| Exercise |
Omit the pictures and print exactly the lines of the listing below, starting at the first and ending at the line containing "idari ve öğrenci".
* start *
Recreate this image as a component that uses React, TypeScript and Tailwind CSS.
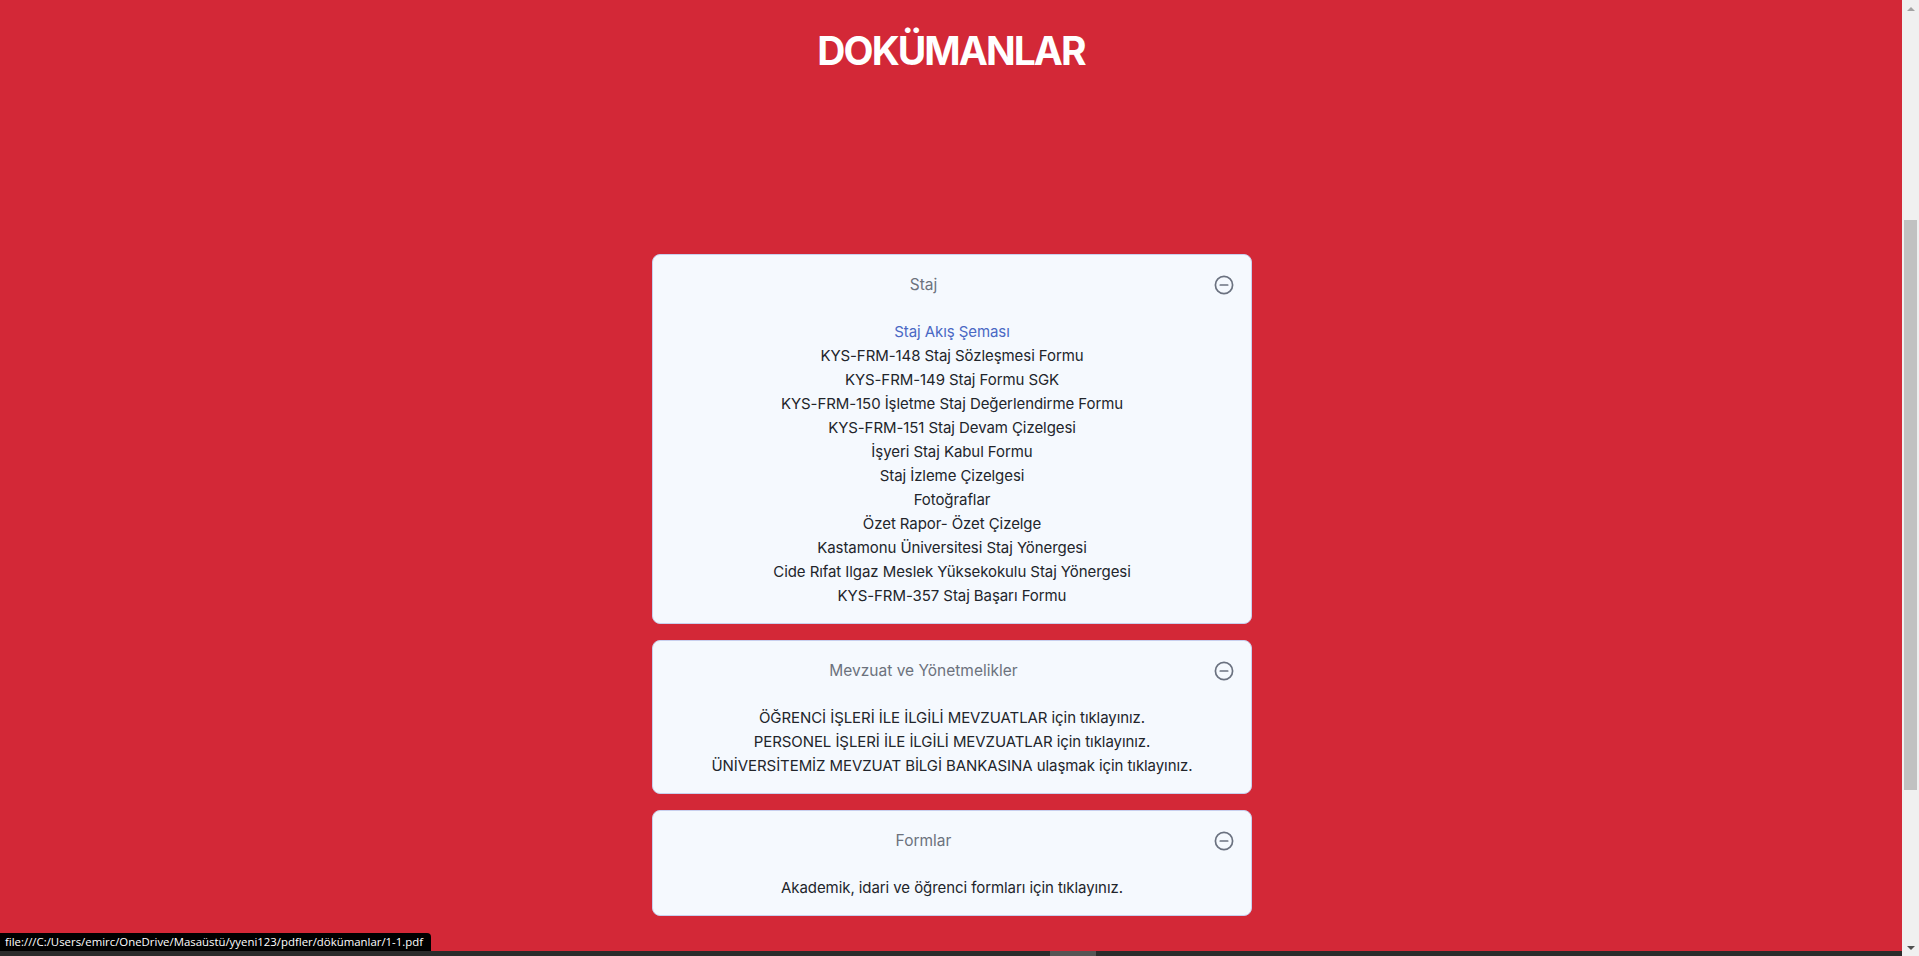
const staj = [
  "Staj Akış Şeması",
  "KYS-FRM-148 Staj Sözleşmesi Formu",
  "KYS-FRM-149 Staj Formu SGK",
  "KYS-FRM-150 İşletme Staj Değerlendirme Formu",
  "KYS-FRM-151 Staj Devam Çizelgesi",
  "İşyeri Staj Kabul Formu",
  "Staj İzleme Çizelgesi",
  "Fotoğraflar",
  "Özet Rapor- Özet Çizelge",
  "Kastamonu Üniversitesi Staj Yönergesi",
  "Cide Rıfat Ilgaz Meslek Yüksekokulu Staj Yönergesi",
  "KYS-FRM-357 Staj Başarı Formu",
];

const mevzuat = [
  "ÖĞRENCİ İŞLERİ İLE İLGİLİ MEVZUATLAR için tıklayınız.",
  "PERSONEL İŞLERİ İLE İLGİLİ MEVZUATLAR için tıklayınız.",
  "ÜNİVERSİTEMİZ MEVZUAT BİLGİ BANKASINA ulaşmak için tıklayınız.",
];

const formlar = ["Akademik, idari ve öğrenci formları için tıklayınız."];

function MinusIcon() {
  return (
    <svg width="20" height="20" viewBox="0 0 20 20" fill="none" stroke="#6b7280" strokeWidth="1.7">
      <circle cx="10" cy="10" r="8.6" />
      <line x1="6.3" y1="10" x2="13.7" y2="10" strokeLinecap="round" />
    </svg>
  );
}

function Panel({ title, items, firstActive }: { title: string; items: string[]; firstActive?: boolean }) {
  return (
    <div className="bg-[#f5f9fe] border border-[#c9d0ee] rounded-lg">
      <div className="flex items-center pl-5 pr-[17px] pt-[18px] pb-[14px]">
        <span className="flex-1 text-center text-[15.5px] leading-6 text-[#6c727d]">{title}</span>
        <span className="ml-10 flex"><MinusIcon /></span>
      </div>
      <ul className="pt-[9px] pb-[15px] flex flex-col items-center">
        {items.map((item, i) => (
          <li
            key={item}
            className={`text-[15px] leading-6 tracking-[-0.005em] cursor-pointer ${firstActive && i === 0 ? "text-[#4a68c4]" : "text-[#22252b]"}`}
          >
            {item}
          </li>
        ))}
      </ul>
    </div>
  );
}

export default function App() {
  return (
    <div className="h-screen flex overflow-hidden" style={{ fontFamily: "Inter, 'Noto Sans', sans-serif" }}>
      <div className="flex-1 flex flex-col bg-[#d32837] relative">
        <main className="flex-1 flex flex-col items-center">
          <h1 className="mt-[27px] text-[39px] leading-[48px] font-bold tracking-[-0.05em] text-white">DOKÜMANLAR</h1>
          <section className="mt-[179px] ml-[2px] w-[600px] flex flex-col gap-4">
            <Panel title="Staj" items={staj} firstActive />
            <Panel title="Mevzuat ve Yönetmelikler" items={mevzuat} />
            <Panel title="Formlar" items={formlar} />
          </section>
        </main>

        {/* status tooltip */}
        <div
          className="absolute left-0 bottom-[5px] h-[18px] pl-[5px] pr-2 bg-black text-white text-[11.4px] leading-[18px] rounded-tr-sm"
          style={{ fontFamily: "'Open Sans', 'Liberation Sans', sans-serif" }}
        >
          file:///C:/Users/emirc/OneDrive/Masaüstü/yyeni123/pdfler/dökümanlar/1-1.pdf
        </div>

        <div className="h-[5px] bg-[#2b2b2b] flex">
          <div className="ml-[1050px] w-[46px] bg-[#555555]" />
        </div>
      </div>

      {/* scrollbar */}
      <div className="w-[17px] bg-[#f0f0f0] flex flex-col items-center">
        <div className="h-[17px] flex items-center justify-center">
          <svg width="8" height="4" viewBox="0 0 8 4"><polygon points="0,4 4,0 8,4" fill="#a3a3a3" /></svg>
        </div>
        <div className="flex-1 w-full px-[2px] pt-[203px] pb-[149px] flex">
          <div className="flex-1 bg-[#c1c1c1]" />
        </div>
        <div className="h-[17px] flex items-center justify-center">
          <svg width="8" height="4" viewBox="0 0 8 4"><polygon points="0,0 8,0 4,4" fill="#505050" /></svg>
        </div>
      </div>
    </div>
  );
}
* end *
| Answer to the exercise |
Recreate this image as a component that uses React, TypeScript and Tailwind CSS.
const staj = [
  "Staj Akış Şeması",
  "KYS-FRM-148 Staj Sözleşmesi Formu",
  "KYS-FRM-149 Staj Formu SGK",
  "KYS-FRM-150 İşletme Staj Değerlendirme Formu",
  "KYS-FRM-151 Staj Devam Çizelgesi",
  "İşyeri Staj Kabul Formu",
  "Staj İzleme Çizelgesi",
  "Fotoğraflar",
  "Özet Rapor- Özet Çizelge",
  "Kastamonu Üniversitesi Staj Yönergesi",
  "Cide Rıfat Ilgaz Meslek Yüksekokulu Staj Yönergesi",
  "KYS-FRM-357 Staj Başarı Formu",
];

const mevzuat = [
  "ÖĞRENCİ İŞLERİ İLE İLGİLİ MEVZUATLAR için tıklayınız.",
  "PERSONEL İŞLERİ İLE İLGİLİ MEVZUATLAR için tıklayınız.",
  "ÜNİVERSİTEMİZ MEVZUAT BİLGİ BANKASINA ulaşmak için tıklayınız.",
];

const formlar = ["Akademik, idari ve öğrenci formları için tıklayınız."];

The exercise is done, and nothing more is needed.